Data excerpt »
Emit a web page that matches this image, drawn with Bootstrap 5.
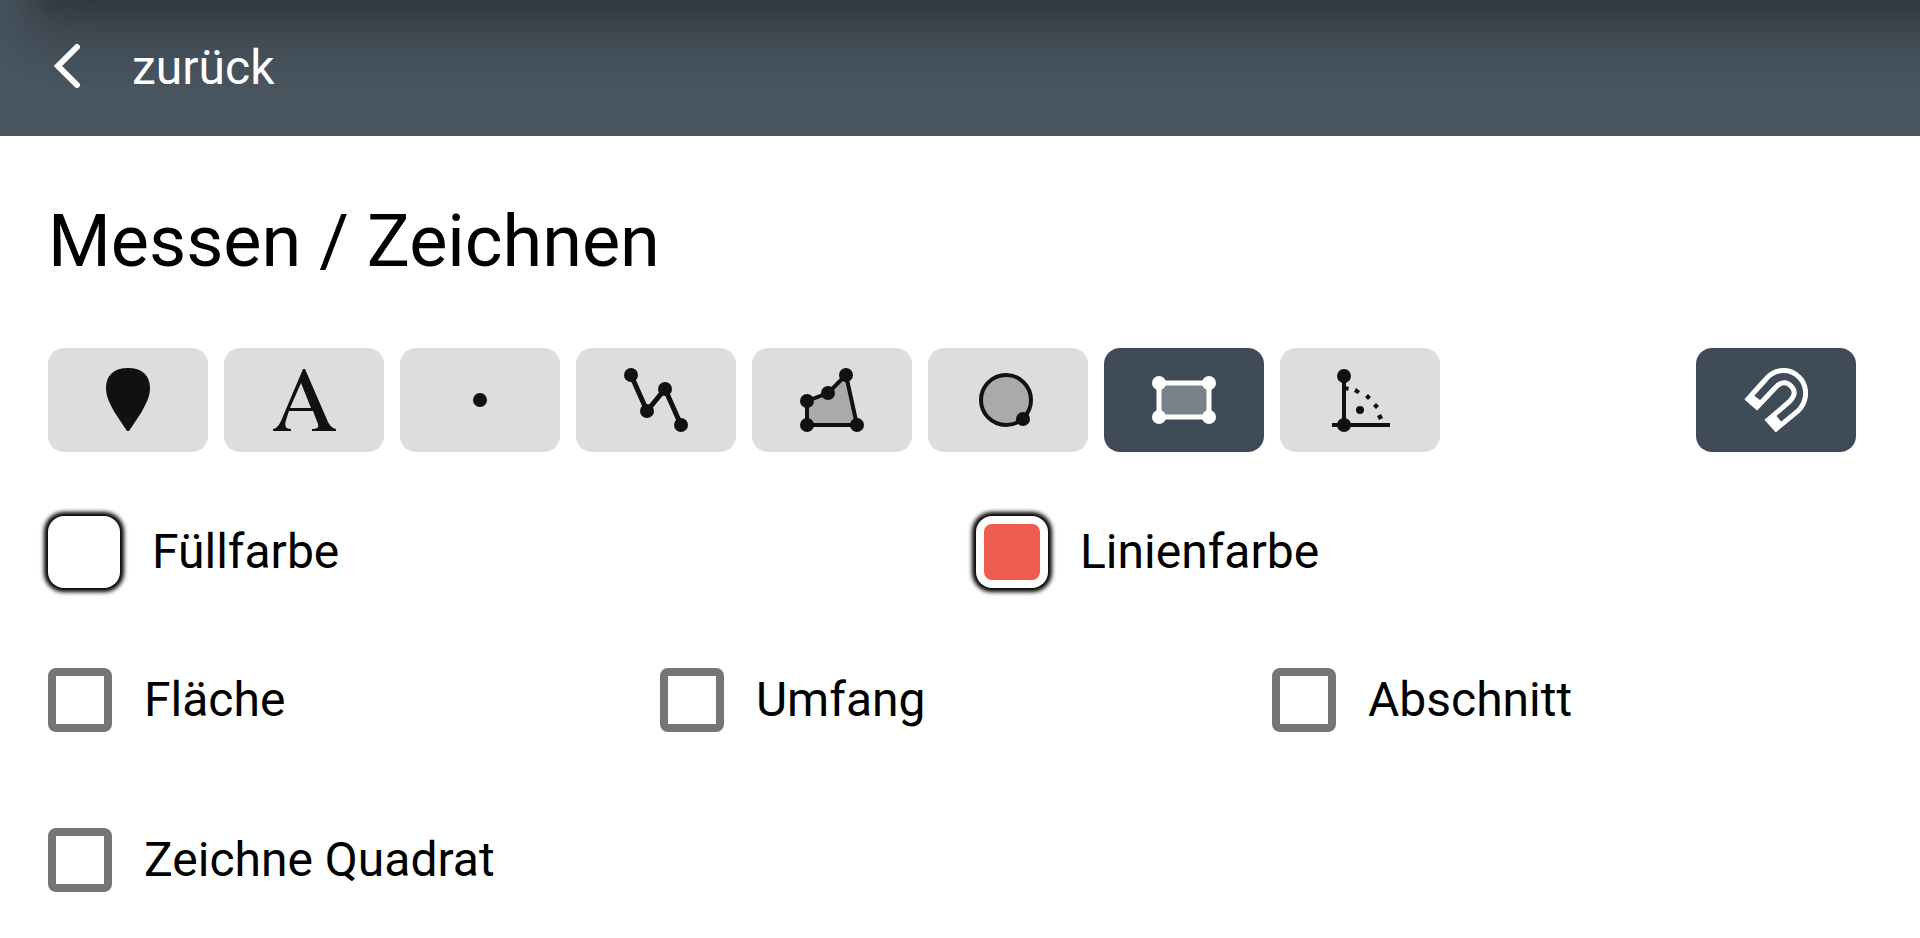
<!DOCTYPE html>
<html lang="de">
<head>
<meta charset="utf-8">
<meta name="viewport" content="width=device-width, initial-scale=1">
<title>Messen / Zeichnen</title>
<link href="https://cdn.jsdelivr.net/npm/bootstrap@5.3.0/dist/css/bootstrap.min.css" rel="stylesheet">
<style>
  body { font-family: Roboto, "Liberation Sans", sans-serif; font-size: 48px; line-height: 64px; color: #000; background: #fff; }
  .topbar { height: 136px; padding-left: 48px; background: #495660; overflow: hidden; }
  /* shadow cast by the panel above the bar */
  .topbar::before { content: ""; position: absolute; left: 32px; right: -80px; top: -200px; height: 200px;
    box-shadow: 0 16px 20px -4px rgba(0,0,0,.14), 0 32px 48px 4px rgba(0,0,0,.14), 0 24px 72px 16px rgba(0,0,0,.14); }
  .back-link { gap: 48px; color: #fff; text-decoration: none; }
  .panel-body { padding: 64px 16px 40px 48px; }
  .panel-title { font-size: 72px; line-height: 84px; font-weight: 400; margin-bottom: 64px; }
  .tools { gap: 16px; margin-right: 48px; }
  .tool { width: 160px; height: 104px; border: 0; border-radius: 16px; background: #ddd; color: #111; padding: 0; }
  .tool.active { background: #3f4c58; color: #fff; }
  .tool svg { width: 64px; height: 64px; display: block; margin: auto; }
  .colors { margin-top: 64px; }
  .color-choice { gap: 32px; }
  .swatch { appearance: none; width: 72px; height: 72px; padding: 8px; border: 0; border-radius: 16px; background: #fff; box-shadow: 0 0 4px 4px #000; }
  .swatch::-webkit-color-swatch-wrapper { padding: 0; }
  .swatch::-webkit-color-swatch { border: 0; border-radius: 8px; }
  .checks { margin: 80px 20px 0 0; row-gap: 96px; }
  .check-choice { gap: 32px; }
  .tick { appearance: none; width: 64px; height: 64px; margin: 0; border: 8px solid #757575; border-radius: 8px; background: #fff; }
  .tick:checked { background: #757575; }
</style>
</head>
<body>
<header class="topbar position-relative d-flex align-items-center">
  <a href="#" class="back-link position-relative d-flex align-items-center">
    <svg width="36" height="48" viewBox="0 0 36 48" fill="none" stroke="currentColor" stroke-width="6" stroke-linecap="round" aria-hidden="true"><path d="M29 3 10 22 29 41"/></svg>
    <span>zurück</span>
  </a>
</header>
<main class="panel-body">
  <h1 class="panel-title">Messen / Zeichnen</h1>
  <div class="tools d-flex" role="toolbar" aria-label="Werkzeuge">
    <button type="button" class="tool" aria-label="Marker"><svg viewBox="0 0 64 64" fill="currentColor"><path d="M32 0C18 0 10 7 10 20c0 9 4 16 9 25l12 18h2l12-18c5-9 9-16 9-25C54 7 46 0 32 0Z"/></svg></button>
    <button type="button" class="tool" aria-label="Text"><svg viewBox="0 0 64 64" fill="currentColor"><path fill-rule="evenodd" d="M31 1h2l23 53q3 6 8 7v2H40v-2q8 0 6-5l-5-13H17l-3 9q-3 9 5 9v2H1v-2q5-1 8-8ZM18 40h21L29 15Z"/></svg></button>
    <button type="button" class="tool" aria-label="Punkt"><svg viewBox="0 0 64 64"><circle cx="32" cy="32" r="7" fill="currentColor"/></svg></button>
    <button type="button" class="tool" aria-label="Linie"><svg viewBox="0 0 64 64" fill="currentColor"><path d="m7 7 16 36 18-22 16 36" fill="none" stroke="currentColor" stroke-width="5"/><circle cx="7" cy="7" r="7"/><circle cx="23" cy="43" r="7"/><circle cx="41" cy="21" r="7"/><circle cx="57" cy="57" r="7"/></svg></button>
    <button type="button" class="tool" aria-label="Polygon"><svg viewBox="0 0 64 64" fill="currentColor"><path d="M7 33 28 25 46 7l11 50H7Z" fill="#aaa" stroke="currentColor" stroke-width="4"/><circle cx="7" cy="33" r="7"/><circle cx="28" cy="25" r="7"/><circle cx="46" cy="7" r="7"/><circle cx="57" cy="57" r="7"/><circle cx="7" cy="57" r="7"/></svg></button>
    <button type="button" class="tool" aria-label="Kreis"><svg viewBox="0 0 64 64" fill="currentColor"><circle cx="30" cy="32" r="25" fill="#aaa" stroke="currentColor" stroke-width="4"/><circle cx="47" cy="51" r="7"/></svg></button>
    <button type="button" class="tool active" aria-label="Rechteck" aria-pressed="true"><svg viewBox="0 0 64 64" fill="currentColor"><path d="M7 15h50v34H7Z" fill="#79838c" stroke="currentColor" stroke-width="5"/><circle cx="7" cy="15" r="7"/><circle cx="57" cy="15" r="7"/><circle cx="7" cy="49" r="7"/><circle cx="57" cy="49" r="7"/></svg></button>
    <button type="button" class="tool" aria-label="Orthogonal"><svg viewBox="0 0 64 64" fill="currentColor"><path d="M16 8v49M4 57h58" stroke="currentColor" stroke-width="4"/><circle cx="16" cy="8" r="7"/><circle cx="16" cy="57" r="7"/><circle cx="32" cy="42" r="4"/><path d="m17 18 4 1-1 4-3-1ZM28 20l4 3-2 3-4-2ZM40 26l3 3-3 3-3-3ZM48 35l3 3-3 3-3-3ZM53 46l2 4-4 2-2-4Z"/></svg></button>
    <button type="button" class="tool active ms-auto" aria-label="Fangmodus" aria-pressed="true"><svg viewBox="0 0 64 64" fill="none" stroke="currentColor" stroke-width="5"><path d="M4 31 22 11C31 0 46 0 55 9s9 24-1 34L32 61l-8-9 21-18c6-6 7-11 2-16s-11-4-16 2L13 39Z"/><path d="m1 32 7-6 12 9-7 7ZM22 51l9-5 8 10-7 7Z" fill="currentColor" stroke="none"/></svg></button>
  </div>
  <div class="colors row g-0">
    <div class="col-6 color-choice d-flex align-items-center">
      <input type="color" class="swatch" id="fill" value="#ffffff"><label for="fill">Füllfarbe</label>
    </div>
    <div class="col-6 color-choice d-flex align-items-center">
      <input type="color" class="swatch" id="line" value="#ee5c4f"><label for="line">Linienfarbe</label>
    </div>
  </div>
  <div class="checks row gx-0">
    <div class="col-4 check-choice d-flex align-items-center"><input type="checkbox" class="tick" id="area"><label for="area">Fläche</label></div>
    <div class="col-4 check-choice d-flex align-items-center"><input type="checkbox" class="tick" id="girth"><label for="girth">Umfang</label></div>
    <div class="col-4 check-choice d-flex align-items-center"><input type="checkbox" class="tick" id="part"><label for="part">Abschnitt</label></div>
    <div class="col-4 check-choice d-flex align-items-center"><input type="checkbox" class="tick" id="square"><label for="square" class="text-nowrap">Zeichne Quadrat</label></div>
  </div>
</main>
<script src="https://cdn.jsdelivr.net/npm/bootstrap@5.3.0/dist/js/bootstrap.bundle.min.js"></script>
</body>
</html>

Exercise aim »
Retype the listing exactly. Pictures do not belong in the copy.

Correct response »
Emit a web page that matches this image, drawn with Bootstrap 5.
<!DOCTYPE html>
<html lang="de">
<head>
<meta charset="utf-8">
<meta name="viewport" content="width=device-width, initial-scale=1">
<title>Messen / Zeichnen</title>
<link href="https://cdn.jsdelivr.net/npm/bootstrap@5.3.0/dist/css/bootstrap.min.css" rel="stylesheet">
<style>
  body { font-family: Roboto, "Liberation Sans", sans-serif; font-size: 48px; line-height: 64px; color: #000; background: #fff; }
  .topbar { height: 136px; padding-left: 48px; background: #495660; overflow: hidden; }
  /* shadow cast by the panel above the bar */
  .topbar::before { content: ""; position: absolute; left: 32px; right: -80px; top: -200px; height: 200px;
    box-shadow: 0 16px 20px -4px rgba(0,0,0,.14), 0 32px 48px 4px rgba(0,0,0,.14), 0 24px 72px 16px rgba(0,0,0,.14); }
  .back-link { gap: 48px; color: #fff; text-decoration: none; }
  .panel-body { padding: 64px 16px 40px 48px; }
  .panel-title { font-size: 72px; line-height: 84px; font-weight: 400; margin-bottom: 64px; }
  .tools { gap: 16px; margin-right: 48px; }
  .tool { width: 160px; height: 104px; border: 0; border-radius: 16px; background: #ddd; color: #111; padding: 0; }
  .tool.active { background: #3f4c58; color: #fff; }
  .tool svg { width: 64px; height: 64px; display: block; margin: auto; }
  .colors { margin-top: 64px; }
  .color-choice { gap: 32px; }
  .swatch { appearance: none; width: 72px; height: 72px; padding: 8px; border: 0; border-radius: 16px; background: #fff; box-shadow: 0 0 4px 4px #000; }
  .swatch::-webkit-color-swatch-wrapper { padding: 0; }
  .swatch::-webkit-color-swatch { border: 0; border-radius: 8px; }
  .checks { margin: 80px 20px 0 0; row-gap: 96px; }
  .check-choice { gap: 32px; }
  .tick { appearance: none; width: 64px; height: 64px; margin: 0; border: 8px solid #757575; border-radius: 8px; background: #fff; }
  .tick:checked { background: #757575; }
</style>
</head>
<body>
<header class="topbar position-relative d-flex align-items-center">
  <a href="#" class="back-link position-relative d-flex align-items-center">
    <svg width="36" height="48" viewBox="0 0 36 48" fill="none" stroke="currentColor" stroke-width="6" stroke-linecap="round" aria-hidden="true"><path d="M29 3 10 22 29 41"/></svg>
    <span>zurück</span>
  </a>
</header>
<main class="panel-body">
  <h1 class="panel-title">Messen / Zeichnen</h1>
  <div class="tools d-flex" role="toolbar" aria-label="Werkzeuge">
    <button type="button" class="tool" aria-label="Marker"><svg viewBox="0 0 64 64" fill="currentColor"><path d="M32 0C18 0 10 7 10 20c0 9 4 16 9 25l12 18h2l12-18c5-9 9-16 9-25C54 7 46 0 32 0Z"/></svg></button>
    <button type="button" class="tool" aria-label="Text"><svg viewBox="0 0 64 64" fill="currentColor"><path fill-rule="evenodd" d="M31 1h2l23 53q3 6 8 7v2H40v-2q8 0 6-5l-5-13H17l-3 9q-3 9 5 9v2H1v-2q5-1 8-8ZM18 40h21L29 15Z"/></svg></button>
    <button type="button" class="tool" aria-label="Punkt"><svg viewBox="0 0 64 64"><circle cx="32" cy="32" r="7" fill="currentColor"/></svg></button>
    <button type="button" class="tool" aria-label="Linie"><svg viewBox="0 0 64 64" fill="currentColor"><path d="m7 7 16 36 18-22 16 36" fill="none" stroke="currentColor" stroke-width="5"/><circle cx="7" cy="7" r="7"/><circle cx="23" cy="43" r="7"/><circle cx="41" cy="21" r="7"/><circle cx="57" cy="57" r="7"/></svg></button>
    <button type="button" class="tool" aria-label="Polygon"><svg viewBox="0 0 64 64" fill="currentColor"><path d="M7 33 28 25 46 7l11 50H7Z" fill="#aaa" stroke="currentColor" stroke-width="4"/><circle cx="7" cy="33" r="7"/><circle cx="28" cy="25" r="7"/><circle cx="46" cy="7" r="7"/><circle cx="57" cy="57" r="7"/><circle cx="7" cy="57" r="7"/></svg></button>
    <button type="button" class="tool" aria-label="Kreis"><svg viewBox="0 0 64 64" fill="currentColor"><circle cx="30" cy="32" r="25" fill="#aaa" stroke="currentColor" stroke-width="4"/><circle cx="47" cy="51" r="7"/></svg></button>
    <button type="button" class="tool active" aria-label="Rechteck" aria-pressed="true"><svg viewBox="0 0 64 64" fill="currentColor"><path d="M7 15h50v34H7Z" fill="#79838c" stroke="currentColor" stroke-width="5"/><circle cx="7" cy="15" r="7"/><circle cx="57" cy="15" r="7"/><circle cx="7" cy="49" r="7"/><circle cx="57" cy="49" r="7"/></svg></button>
    <button type="button" class="tool" aria-label="Orthogonal"><svg viewBox="0 0 64 64" fill="currentColor"><path d="M16 8v49M4 57h58" stroke="currentColor" stroke-width="4"/><circle cx="16" cy="8" r="7"/><circle cx="16" cy="57" r="7"/><circle cx="32" cy="42" r="4"/><path d="m17 18 4 1-1 4-3-1ZM28 20l4 3-2 3-4-2ZM40 26l3 3-3 3-3-3ZM48 35l3 3-3 3-3-3ZM53 46l2 4-4 2-2-4Z"/></svg></button>
    <button type="button" class="tool active ms-auto" aria-label="Fangmodus" aria-pressed="true"><svg viewBox="0 0 64 64" fill="none" stroke="currentColor" stroke-width="5"><path d="M4 31 22 11C31 0 46 0 55 9s9 24-1 34L32 61l-8-9 21-18c6-6 7-11 2-16s-11-4-16 2L13 39Z"/><path d="m1 32 7-6 12 9-7 7ZM22 51l9-5 8 10-7 7Z" fill="currentColor" stroke="none"/></svg></button>
  </div>
  <div class="colors row g-0">
    <div class="col-6 color-choice d-flex align-items-center">
      <input type="color" class="swatch" id="fill" value="#ffffff"><label for="fill">Füllfarbe</label>
    </div>
    <div class="col-6 color-choice d-flex align-items-center">
      <input type="color" class="swatch" id="line" value="#ee5c4f"><label for="line">Linienfarbe</label>
    </div>
  </div>
  <div class="checks row gx-0">
    <div class="col-4 check-choice d-flex align-items-center"><input type="checkbox" class="tick" id="area"><label for="area">Fläche</label></div>
    <div class="col-4 check-choice d-flex align-items-center"><input type="checkbox" class="tick" id="girth"><label for="girth">Umfang</label></div>
    <div class="col-4 check-choice d-flex align-items-center"><input type="checkbox" class="tick" id="part"><label for="part">Abschnitt</label></div>
    <div class="col-4 check-choice d-flex align-items-center"><input type="checkbox" class="tick" id="square"><label for="square" class="text-nowrap">Zeichne Quadrat</label></div>
  </div>
</main>
<script src="https://cdn.jsdelivr.net/npm/bootstrap@5.3.0/dist/js/bootstrap.bundle.min.js"></script>
</body>
</html>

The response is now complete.